Data Export Patterns

Export to External Systems

class OneLakeExporter:
    """Export data from OneLake to external systems."""

    def __init__(self, spark):
        self.spark = spark

    def export_to_adls(
        self,
        source_table: str,
        target_account: str,
        target_container: str,
        target_path: str,
        format: str = "delta"
    ):
        """Export to external ADLS account."""

        df = self.spark.read.format("delta").table(source_table)

        target_url = f"abfss://{target_container}@{target_account}.dfs.core.windows.net/{target_path}"

        df.write.format(format) \
            .mode("overwrite") \
            .save(target_url)

    def export_to_s3(
        self,
        source_table: str,
        bucket: str,
        path: str,
        aws_access_key: str,
        aws_secret_key: str,
        format: str = "parquet"
    ):
        """Export to AWS S3."""

        # Configure S3 access
        self.spark.conf.set("fs.s3a.access.key", aws_access_key)
        self.spark.conf.set("fs.s3a.secret.key", aws_secret_key)

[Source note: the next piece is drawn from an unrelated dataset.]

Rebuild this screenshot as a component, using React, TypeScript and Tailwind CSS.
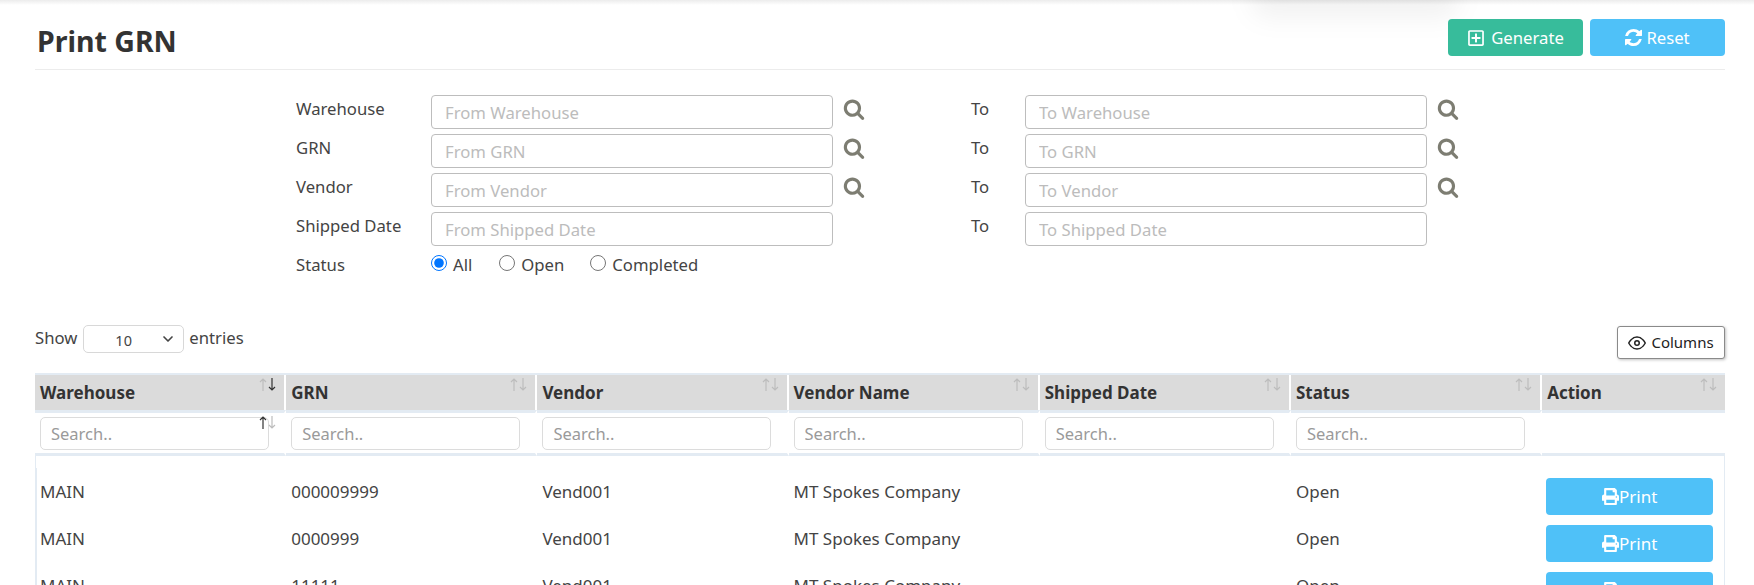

        df = self.spark.read.format("delta").table(source_table)

        df.write.format(format) \
            .mode("overwrite") \
            .save(f"s3a://{bucket}/{path}")

    def export_to_database(
        self,
        source_table: str,
        jdbc_url: str,
        target_table: str,
        username: str,
        password: str,
        mode: str = "overwrite"
    ):
        """Export to external database."""

        df = self.spark.read.format("delta").table(source_table)

        df.write.format("jdbc") \
            .option("url", jdbc_url) \
            .option("dbtable", target_table) \
            .option("user", username) \
            .option("password", password) \
            .mode(mode) \
            .save()

# Usage
exporter = OneLakeExporter(spark)

# Export to external ADLS
exporter.export_to_adls(
    source_table="customers",
    target_account="externalstorage",
    target_container="exports",
    target_path="customers/2024"
)

Security Considerations

Authentication Methods

auth_methods = {
    "azure_ad_interactive": {
        "description": "User signs in interactively",
        "use_case": "Development, ad-hoc access",
        "example": "Power BI Desktop, Azure Storage Explorer"
    },
    "service_principal": {
        "description": "App registration with client secret",
        "use_case": "Automated pipelines, external applications",
        "requires": ["Client ID", "Client Secret", "Tenant ID"]
    },
    "managed_identity": {
        "description": "Azure resource identity",
        "use_case": "Azure services (Synapse, Databricks, Functions)",
        "requires": ["Managed Identity enabled on resource"]
    },
    "sas_token": {
        "description": "Shared Access Signature",
        "use_case": "Not supported for OneLake",
        "note": "Use Azure AD methods instead"
    }
}

Access Control

# OneLake uses Fabric workspace permissions
# Plus item-level permissions for fine-grained control

access_levels = {
    "workspace_admin": {
        "fabric_permissions": "Full control over workspace",
        "onelake_access": "Read/Write all items"
    },
    "workspace_member": {
        "fabric_permissions": "Create and manage items",
        "onelake_access": "Read/Write items they own or have access to"
    },
    "workspace_contributor": {
        "fabric_permissions": "Edit existing items",
        "onelake_access": "Read/Write items with explicit permission"
    },
    "workspace_viewer": {
        "fabric_permissions": "View items only",
        "onelake_access": "Read-only access to items with permission"
    }
}

Best Practices

Use managed identity: Preferred for Azure services
Leverage shortcuts: Don’t copy data unnecessarily
Optimize file sizes: 128MB-1GB for best performance
Monitor access patterns: Track who accesses what
Use SQL endpoints: For BI tool connectivity

Conclusion

OneLake’s ADLS Gen2 compatibility makes it interoperable with virtually any tool that can access Azure storage. Whether connecting from Databricks, external Spark clusters, or BI tools like Tableau, OneLake serves as a universal data layer.

Use the appropriate authentication method for your use case, and leverage shortcuts to avoid unnecessary data movement.